HAMOS Forvaltning
- Type: Inter-municipal company
- Industry: Waste management
- Founded: 6 November 1995; 30 years ago
- Defunct: 1 January 2020; 6 years ago
- Fate: Merger
- Successor: ReMidt
- Headquarters: Orkanger, Norway
- Area served: Nordmøre, Uttrøndelag
- Subsidiaries: ReTrans Midt (33%)
- Website: hamos.no at the Wayback Machine

= HAMOS Forvaltning =

Norwegian waste collection agency

HAMOS Forvaltning was an inter-municipal waste management agency for parts of Uttrøndelag and Nordmøre, Norway. HAMOS was headquartered in Orkanger. It was founded as Renovasjonsselskapet HAMOS in 1995, and merged to create ReMidt in 2020.

==History==

The agency was established on 6 November 1995 and originally had five owner municipalities: Hemne, Agdenes, Meldal, Orkdal and Snillfjord, hence the abbreviation HAMOS. The agency was originally named Renovasjonsselskapet HAMOS. Skaun joined on 1 January 1997, followed by Rindal on 1 January 1999.
The agency changed its name to HAMOS Forvaltning in 2004, and was at the same time reorganized as an interkommunalt selskap. Hitra and Frøya joined on 1 January 2006, followed by Rennebu on 1 January 2008. The final participant was Surnadal, who joined on 1 January 2011.

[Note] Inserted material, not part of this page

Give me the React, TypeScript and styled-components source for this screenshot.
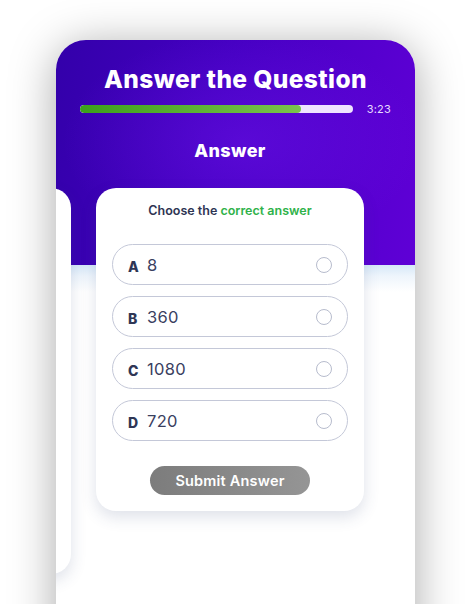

From 1 May 2018, HAMOS Forvaltning joined the joint venture ReTrans Midt, which took over the operations of the waste collection. This had previously been done by HAMOS' subsidiary Retura ST. ReTrans was jointly owned by Midtre Namdal Avfallsselskap and Innherred Renovasjon. By merging their operations into a single company, the agencies aimed at achieving economies of scale. An example of this was a common workshop in Levanger.
HAMOS owned the commercial subsidiary Retura Sør-Trøndelag, part of the Retura franchise.

HAMOS merged with Envina and Nordmøre Interkommunale Renovasjonsselskap on 1 January 2020 to create ReMidt, a process that had started two years in advance.